Действительная разница между употреблением приема в 169-м и 171-м данах лежит в другой, на наш взгляд, области. Эта разница имеет более всего отношение к развитию повествовательных возможностей, т. е. скорее к сфере прозы, нежели к сфере поэзии.
В 169-м дане, как мы уже говорили, сюжетные линии только набирали силу и оборвались тогда, когда они еще были носителями многих возможностей дальнейшего движения сюжета и т. д. В 171-м дане они уже затухали, сюжет в общем и целом был исчерпан. Внешняя сторона приема была соблюдена – употреблена форма глагола, не могущая служить заключительной и обычно помещаемая лишь в середине фразы.

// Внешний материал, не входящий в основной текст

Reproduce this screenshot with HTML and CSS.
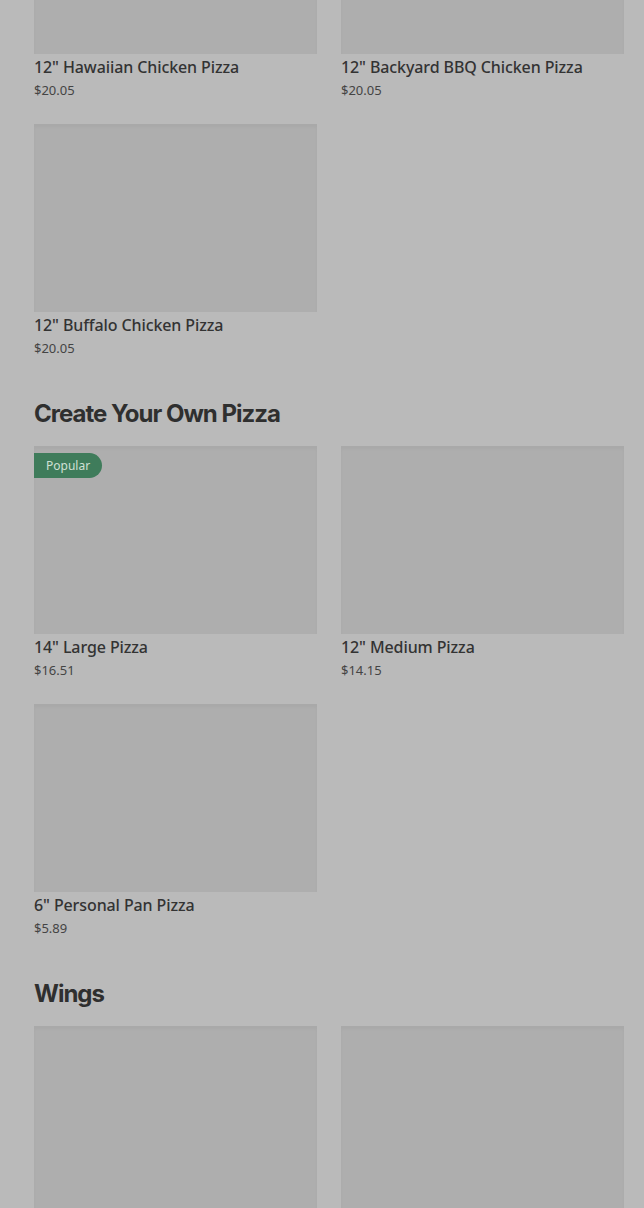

Однако грамматическая незавершенность не равна обрыву сюжета, и линии развития повествования 171-го дана не подразумевали непременно наличие столь же богатого фабульными ходами продолжения, как в 169-м дане.
Итак, 169-й дан и особая форма его завершения, с одной стороны, передают то настроение, тот привкус аварэ, который характерен для поэзии эпохи в целом и, вероятнее всего, связан с буддийским понятием бренности, которое, надо сказать, в Японии было усвоено на особый лад и даже, как показывают многие исследователи, всегда несло черты, противоположные ортодоксальной буддийской доктрине.
Синтоистское архаическое сознание с его концепцией самодовлеющей природы, ориентированное на «посюсторонность» богов и предков, не совпадало с привнесенной буддизмом трансцендентностью. Отсюда – умиление эфемерным сущим, подставленное на место «буддийского бесстрастия», меланхолическое понятие аварэ, проявленное в эту эпоху в разных формах художественного сознания.